Минут двадцать Георгиев сидел один в комнате и не понимал, почему его не расспрашивают о войне, о былом? Заглянул какой-то юный длинноносый мальчик, увидел незнакомого человека, попятился из комнаты задом, Георгиев печально усмехнулся вслед – вот как принимают дома человека, несколько месяцев рисковавшего собой, ходившего под пулями!

Грустные размышления прервал Данилевский, внезапно возникший на пороге – по обыкновению серолицый, в коротком кожаном пиджачке, с медалью, прикрученной к лацкану; увидев подопечного, Данилевский растерянно протер пальцами очки и спросил будничным голосом:

– Ты что, приехал? – широко шагнул в комнату и коротко прижался к Георгиеву. – Ну и хорошо, что приехал. А то я один совсем тут заморился. Кручусь, как белка в колесе. Ни тебя, ни Пургина.

– Пургин еще не появился?

– Пургин выполняет важное государственное задание, – Данилевский поднял указательный палец и сделал непроницаемое лицо, Георгиев отметил, что шеф его изменился – постарел за эти месяцы, осунулся, стал курить трубку.

– Мне он не встретился ни разу, – сказал Георгиев, – вообще, там часто выпадали дни, что вокруг не было ни одного знакомого лица. Выпить не с кем, – он усмехнулся как-то зажато, потерянно, одной половиной лица. – Давай, Федор Ависович, выпьем за мое возвращение!

– Позже, дед, чуть позже, – ворчливо вскинулся Данилевский. – Сейчас полно работы. Давай-ка, засучивай рукава, – он положил перед Георгиевым стопку бумаги, – материалы от собкоров, большая корреспонденция из Иркутска, там все госпитали забиты ранеными, люди лежат даже в школах… То, что не нужно знать читателю, – вырубай нещадно!

– Все это я должен выправить? – дрогнувшим голосом спросил Георгиев. – Сейчас?

– А когда же?

Домой Георгиев уехал лишь в десятом часу вечера, уже в темноте, – усталый, обиженный, сам себе чужой. Вместе с ним из редакции уезжал и Данилевский. Данилевский к вечеру вообще сдал – от усталости едва держался на ногах.
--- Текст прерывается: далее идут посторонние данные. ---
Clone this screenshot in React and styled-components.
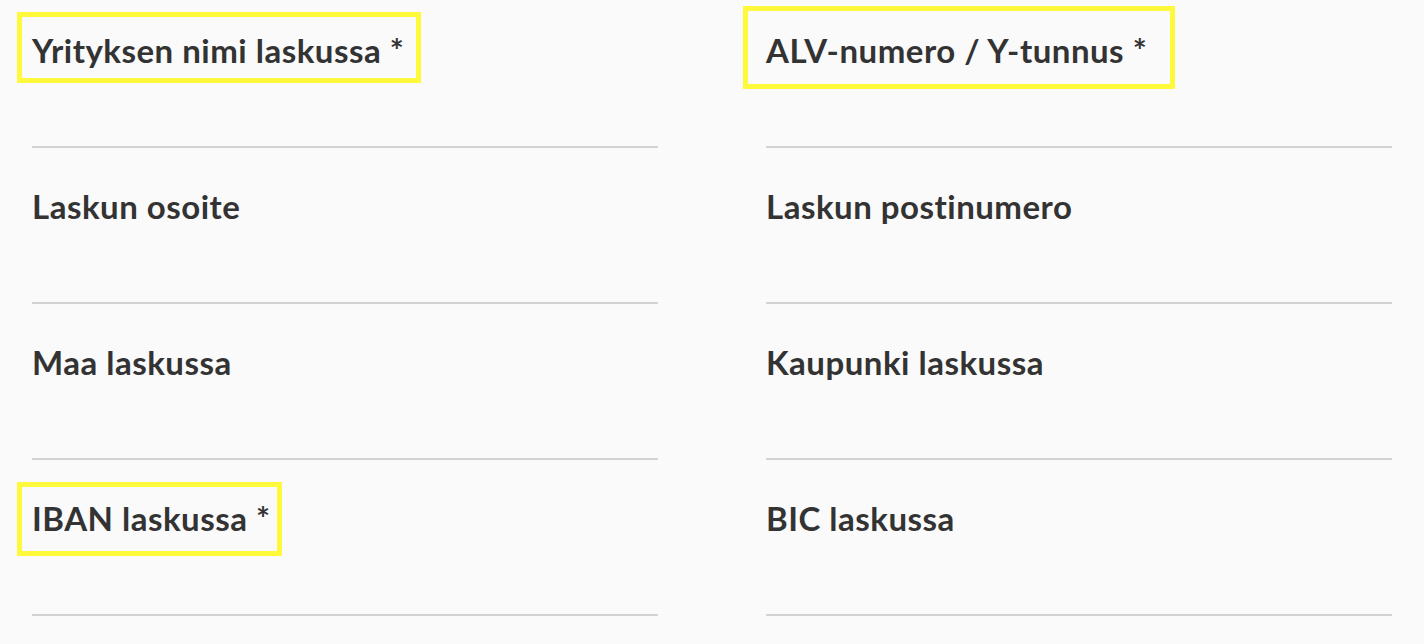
import React from "react";
import styled, { createGlobalStyle } from "styled-components";

const GlobalStyle = createGlobalStyle`
    html, body {
        margin: 0;
        padding: 0;
        background: #fafafa;
    }
    body {
        font-family: Lato, "Open Sans", sans-serif;
        color: #333333;
        overflow: hidden;
    }
`;

// 2 columns of invoice fields
const StyledForm = styled.form`
    display: grid;
    grid-template-columns: 1fr 1fr;
    column-gap: 108px;
    padding: 0 32px;
    margin-top: -8px;
`;

const StyledField = styled.div`
    display: flex;
    flex-direction: column;
    height: 156px;
    padding-top: 38px;
    box-sizing: border-box;
`;

const StyledLabelRow = styled.div`
    height: 40px;
`;

const StyledLabel = styled.label`
    position: relative;
    display: inline-block;
    font-size: 33px;
    font-weight: 700;
    line-height: 40px;
    color: #333333;
    letter-spacing: 0.5px;

    /* yellow annotation box around required fields */
    &::after {
        content: "";
        display: ${(p) => (p.$mark ? "block" : "none")};
        position: absolute;
        top: ${(p) => (p.$mark ? p.$mark[0] : 0)}px;
        right: ${(p) => (p.$mark ? p.$mark[1] : 0)}px;
        bottom: ${(p) => (p.$mark ? p.$mark[2] : 0)}px;
        left: ${(p) => (p.$mark ? p.$mark[3] : 0)}px;
        border: 5px solid #fff93b;
        pointer-events: none;
    }
`;

const StyledInput = styled.input`
    flex: 1;
    width: 100%;
    box-sizing: border-box;
    border: none;
    border-bottom: 2px solid #d2d2d2;
    background: transparent;
    outline: none;
    font-family: inherit;
    font-size: 24px;
    color: #333333;
`;

const fields = [
    { label: "Yrityksen nimi laskussa *", mark: [-18, -17, -13, -15] },
    { label: "ALV-numero / Y-tunnus *", mark: [-24, -28, -19, -23] },
    { label: "Laskun osoite" },
    { label: "Laskun postinumero" },
    { label: "Maa laskussa" },
    { label: "Kaupunki laskussa" },
    { label: "IBAN laskussa *", mark: [-16, -11, -18, -15] },
    { label: "BIC laskussa" },
];

const App = () => {
    return <>
        <GlobalStyle />
        <StyledForm onSubmit={(e) => e.preventDefault()}>
            {fields.map((f, i) => (
                <StyledField key={i}>
                    <StyledLabelRow>
                        <StyledLabel htmlFor={`field-${i}`} $mark={f.mark}>{f.label}</StyledLabel>
                    </StyledLabelRow>
                    <StyledInput id={`field-${i}`} type="text" />
                </StyledField>
            ))}
        </StyledForm>
    </>
}

export default App
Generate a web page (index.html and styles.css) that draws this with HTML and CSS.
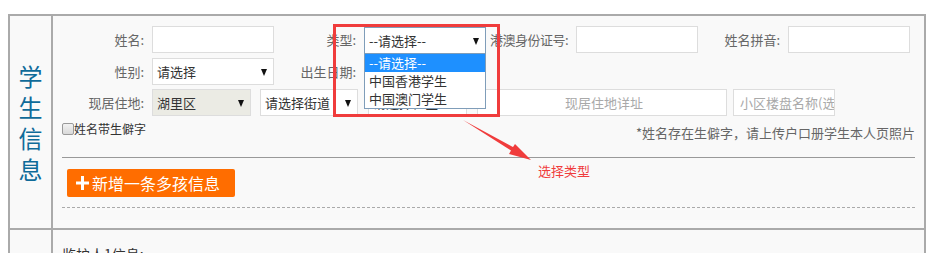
FILE: index.html
```html
<!DOCTYPE html>
<html lang="zh-CN">
<head>
    <meta charset="UTF-8">
    <title>学生信息</title>
    <link rel="stylesheet" href="styles.css">
</head>
<body>
<div class="page">
    <div class="table">
        <div class="row">
            <div class="side"><span class="side-title">学生信息</span></div>
            <div class="main">
                <div class="form-row first">
                    <div class="field"><label>姓名:</label><div class="input"></div></div>
                    <div class="field">
                        <label>类型:</label>
                        <div class="select focus">
                            <span>--请选择--</span><i class="arrow"></i>
                            <ul class="dropdown">
                                <li class="active">--请选择--</li>
                                <li>中国香港学生</li>
                                <li>中国澳门学生</li>
                            </ul>
                        </div>
                    </div>
                    <div class="field"><label class="narrow">港澳身份证号:</label><div class="input"></div></div>
                    <div class="field"><label>姓名拼音:</label><div class="input"></div></div>
                </div>
                <div class="form-row second">
                    <div class="field">
                        <label>性别:</label>
                        <div class="select"><span>请选择</span><i class="arrow"></i></div>
                    </div>
                    <div class="field"><label>出生日期:</label><div class="input"></div></div>
                </div>
                <div class="form-row">
                    <label>现居住地:</label>
                    <div class="select area disabled"><span>湖里区</span><i class="arrow"></i></div>
                    <div class="select street"><span>请选择街道</span><i class="arrow"></i></div>
                    <div class="select community"><span>请选择社区</span><i class="arrow"></i></div>
                    <div class="input address placeholder center">现居住地详址</div>
                    <div class="input estate placeholder">小区楼盘名称(选填)</div>
                </div>
                <div class="extra">
                    <label class="check"><span class="box"></span>姓名带生僻字</label>
                    <span class="note">*姓名存在生僻字，请上传户口册学生本人页照片</span>
                </div>
                <div class="line"></div>
                <button class="add-btn">
                    <svg width="13" height="14" viewBox="0 0 13 14"><path d="M6.5 0V14M0 7H13" stroke="#fff" stroke-width="3"/></svg>新增一条多孩信息
                </button>
                <div class="dash"></div>
            </div>
        </div>
        <div class="row">
            <div class="side"></div>
            <div class="main next">
                <span class="sub-title">监护人1信息:</span>
            </div>
        </div>
    </div>

    <!-- 标注 -->
    <div class="mark-box"></div>
    <svg class="mark-arrow" width="80" height="50" viewBox="0 0 80 50">
        <polygon points="8,5 58,32 60,29 76,45 54,39 56,35.5" fill="#f03c3c"/>
    </svg>
    <span class="mark-text">选择类型</span>
</div>
</body>
</html>
```

FILE: styles.css
```css
*{
    box-sizing: border-box;
    margin: 0;
    padding: 0;
}
body{
    background: #fff;
    font-family: "Noto Sans CJK SC", "Microsoft YaHei", sans-serif;
    font-size: 13px;
    color: #333;
}
.page{
    position: relative;
    width: 939px;
    height: 253px;
    overflow: hidden;
    padding: 14px 0 0 8px;
}
.table{
    width: 918px;
    border: 2px solid #aaa;
    border-bottom: none;
    background: #f9f9f9;
}
.row{
    display: flex;
    border-bottom: 2px solid #aaa;
}
.side{
    width: 43px;
    flex-shrink: 0;
    border-right: 2px solid #aaa;
    display: flex;
    align-items: center;
    justify-content: center;
}
.side-title{
    width: 24px;
    font-size: 24px;
    line-height: 31px;
    color: #0f6b99;
}
.main{
    flex: 1;
    padding: 10px 9px 20px 9px;
}
.form-row{
    display: flex;
    height: 27px;
    margin-bottom: 4px;
}
.form-row.first{
    margin-bottom: 5px;
}
.field{
    display: flex;
    width: 212px;
}
label{
    width: 82px;
    margin-right: 8px;
    text-align: right;
    line-height: 27px;
    color: #666;
    white-space: nowrap;
}
label.narrow{
    letter-spacing: -0.5px;
}
.input, .select{
    position: relative;
    height: 27px;
    width: 122px;
    background: #fff;
    border: 1px solid #ddd;
    line-height: 25px;
    padding-left: 4px;
    white-space: nowrap;
    overflow: hidden;
}
.select{
    overflow: visible;
}
.select span{
    display: block;
    overflow: hidden;
    margin-right: 16px;
}
.select.focus{
    border-color: #7f9db9;
    margin-top: 1px;
    z-index: 2;
}
.arrow{
    position: absolute;
    right: 6px;
    top: 10px;
    border-left: 3.5px solid transparent;
    border-right: 3.5px solid transparent;
    border-top: 7px solid #111;
}
.dropdown{
    position: absolute;
    top: 25px;
    left: -1px;
    width: 122px;
    background: #fff;
    border: 1px solid #7f9db9;
    list-style: none;
}
.dropdown li{
    height: 18px;
    line-height: 18px;
    padding-left: 4px;
}
.dropdown li.active{
    background: #1e90ff;
    color: #fff;
}
.select.area{
    width: 99px;
    margin-right: 9px;
}
.select.disabled{
    background: #ebebe4;
}
.select.street{
    width: 98px;
    margin-right: 10px;
}
.select.community{
    width: 99px;
    margin-right: 10px;
}
.input.address{
    width: 250px;
    margin-right: 6px;
}
.input.estate{
    width: 102px;
    padding-left: 6px;
}
.placeholder{
    color: #a9a9a9;
}
.center{
    text-align: center;
}
.extra{
    display: flex;
    justify-content: space-between;
    margin-top: 6px;
    height: 18px;
}
.check{
    width: auto;
    margin: 0;
    display: flex;
    align-items: center;
    height: 14px;
    line-height: 14px;
    font-size: 12px;
    color: #333;
}
.box{
    width: 12px;
    height: 12px;
    border: 1px solid #999;
    border-radius: 2px;
    background: linear-gradient(#f2f2f2, #d9d9d9);
}
.note{
    padding-top: 2px;
    color: #666;
    font-size: 13px;
    line-height: 18px;
}
.line{
    margin-top: 17px;
    height: 1px;
    background: #999;
}
.add-btn{
    display: flex;
    align-items: center;
    gap: 3px;
    margin: 11px 0 0 5px;
    height: 28px;
    width: 168px;
    padding-left: 9px;
    border: none;
    border-radius: 2px;
    background: #ff6d00;
    color: #fff;
    font-family: inherit;
    font-size: 16px;
}
.dash{
    margin-top: 10px;
    border-top: 1px dashed #aaa;
}
.main.next{
    padding-top: 14px;
}
.sub-title{
    font-size: 14px;
    line-height: 20px;
    color: #333;
}
.mark-box{
    position: absolute;
    left: 333px;
    top: 24px;
    width: 167px;
    height: 93px;
    border: 3px solid #f03c3c;
    z-index: 3;
}
.mark-arrow{
    position: absolute;
    left: 455px;
    top: 115px;
}
.mark-text{
    position: absolute;
    left: 538px;
    top: 161px;
    font-size: 13px;
    color: #f03c3c;
}
```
Постояв немного на улице у подъезда, он сунул в рот трубку и примял табак пальцем:

– Давай, дед, завернем ко мне, отметим твое возвращение.

– Ах ты, старый добрый каннибал! – расчувствовавшись, проговорил Георгиев. – Все-таки ты был прав, с ходу загнав меня за работу. Не то я уже отвык от редакции, от духа наших коридоров и от запаха типографской краски. Поехали!